**Data lines:**
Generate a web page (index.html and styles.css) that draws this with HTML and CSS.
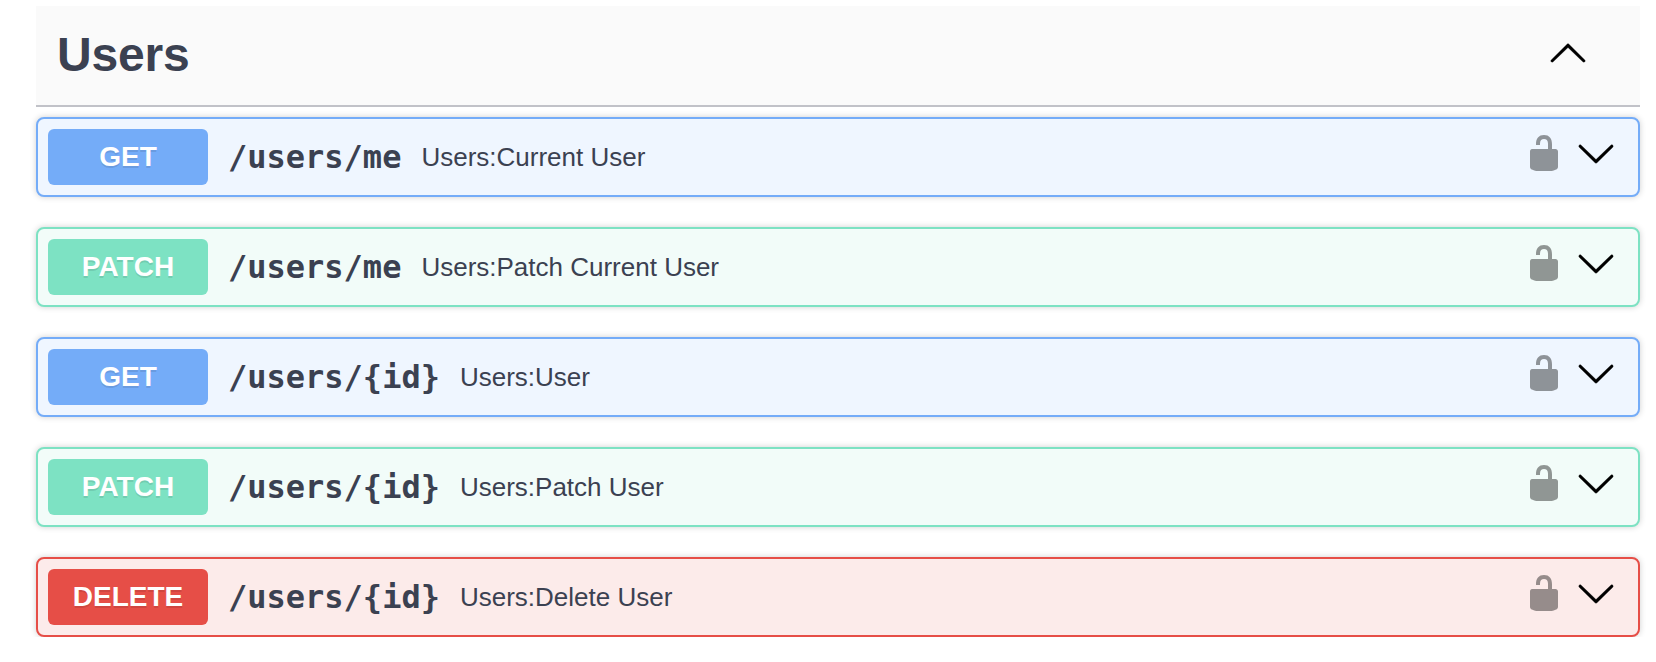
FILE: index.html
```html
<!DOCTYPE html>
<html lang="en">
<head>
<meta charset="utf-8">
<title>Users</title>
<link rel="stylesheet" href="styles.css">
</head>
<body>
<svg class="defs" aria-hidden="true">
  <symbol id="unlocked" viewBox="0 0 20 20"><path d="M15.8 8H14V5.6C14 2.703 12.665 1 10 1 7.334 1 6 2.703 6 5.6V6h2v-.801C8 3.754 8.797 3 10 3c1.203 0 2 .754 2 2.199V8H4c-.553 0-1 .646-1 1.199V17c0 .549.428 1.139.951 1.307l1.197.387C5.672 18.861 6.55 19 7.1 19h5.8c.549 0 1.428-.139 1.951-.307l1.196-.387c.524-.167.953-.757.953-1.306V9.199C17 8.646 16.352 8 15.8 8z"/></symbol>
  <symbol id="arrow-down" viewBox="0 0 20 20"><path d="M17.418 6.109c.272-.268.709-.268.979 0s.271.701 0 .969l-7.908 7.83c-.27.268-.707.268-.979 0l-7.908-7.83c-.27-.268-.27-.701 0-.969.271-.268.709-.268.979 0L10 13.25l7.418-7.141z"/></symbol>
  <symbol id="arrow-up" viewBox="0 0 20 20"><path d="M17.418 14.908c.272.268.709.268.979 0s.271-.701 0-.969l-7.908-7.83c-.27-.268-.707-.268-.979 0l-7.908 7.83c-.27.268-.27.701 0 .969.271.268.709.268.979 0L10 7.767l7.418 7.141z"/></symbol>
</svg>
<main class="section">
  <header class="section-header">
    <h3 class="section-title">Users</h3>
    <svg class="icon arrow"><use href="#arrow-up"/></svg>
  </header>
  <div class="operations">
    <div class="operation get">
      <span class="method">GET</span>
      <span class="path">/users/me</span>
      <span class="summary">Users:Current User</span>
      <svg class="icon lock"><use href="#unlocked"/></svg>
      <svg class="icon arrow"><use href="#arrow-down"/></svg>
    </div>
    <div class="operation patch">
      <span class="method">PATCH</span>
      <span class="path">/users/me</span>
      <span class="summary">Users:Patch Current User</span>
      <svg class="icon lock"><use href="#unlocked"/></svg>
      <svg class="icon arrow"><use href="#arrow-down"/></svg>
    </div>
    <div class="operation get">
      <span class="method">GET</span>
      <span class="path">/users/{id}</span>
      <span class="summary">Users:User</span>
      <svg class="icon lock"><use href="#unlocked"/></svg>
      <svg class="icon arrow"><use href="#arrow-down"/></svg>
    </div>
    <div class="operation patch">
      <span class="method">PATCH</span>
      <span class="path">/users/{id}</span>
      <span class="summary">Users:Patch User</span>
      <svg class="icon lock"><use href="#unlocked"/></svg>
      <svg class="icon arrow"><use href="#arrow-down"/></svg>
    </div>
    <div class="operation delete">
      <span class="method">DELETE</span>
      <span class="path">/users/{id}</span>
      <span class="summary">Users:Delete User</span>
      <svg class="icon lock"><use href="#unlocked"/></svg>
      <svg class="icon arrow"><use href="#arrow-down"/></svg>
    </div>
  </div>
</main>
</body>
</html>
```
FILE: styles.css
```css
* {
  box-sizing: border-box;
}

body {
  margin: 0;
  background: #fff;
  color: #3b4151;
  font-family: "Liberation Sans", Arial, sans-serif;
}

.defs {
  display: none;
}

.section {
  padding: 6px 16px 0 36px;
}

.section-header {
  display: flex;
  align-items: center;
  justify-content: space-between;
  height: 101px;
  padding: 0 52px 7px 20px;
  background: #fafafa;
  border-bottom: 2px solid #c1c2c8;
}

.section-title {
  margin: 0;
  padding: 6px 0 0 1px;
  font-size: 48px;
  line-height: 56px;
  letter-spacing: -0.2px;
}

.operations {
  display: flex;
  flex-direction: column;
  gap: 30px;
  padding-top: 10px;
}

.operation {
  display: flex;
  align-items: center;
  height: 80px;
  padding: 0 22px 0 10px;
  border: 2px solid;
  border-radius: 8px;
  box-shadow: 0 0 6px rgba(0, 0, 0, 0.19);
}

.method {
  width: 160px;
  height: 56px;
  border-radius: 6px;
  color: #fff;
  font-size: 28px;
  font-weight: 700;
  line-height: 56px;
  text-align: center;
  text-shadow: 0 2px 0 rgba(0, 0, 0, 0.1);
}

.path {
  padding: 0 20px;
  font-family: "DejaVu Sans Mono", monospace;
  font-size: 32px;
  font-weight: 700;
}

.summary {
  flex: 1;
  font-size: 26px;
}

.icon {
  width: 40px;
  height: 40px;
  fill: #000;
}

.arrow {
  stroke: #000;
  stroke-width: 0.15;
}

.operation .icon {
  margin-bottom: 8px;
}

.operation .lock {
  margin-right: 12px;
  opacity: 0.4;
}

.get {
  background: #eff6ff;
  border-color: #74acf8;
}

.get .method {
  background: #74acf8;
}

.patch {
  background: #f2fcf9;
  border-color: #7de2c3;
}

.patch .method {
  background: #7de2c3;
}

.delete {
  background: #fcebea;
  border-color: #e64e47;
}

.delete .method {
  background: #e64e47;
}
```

**What is needed:** Identify the lines above that contain the word "index", then copy them.

**Solution:**
Generate a web page (index.html and styles.css) that draws this with HTML and CSS.
FILE: index.html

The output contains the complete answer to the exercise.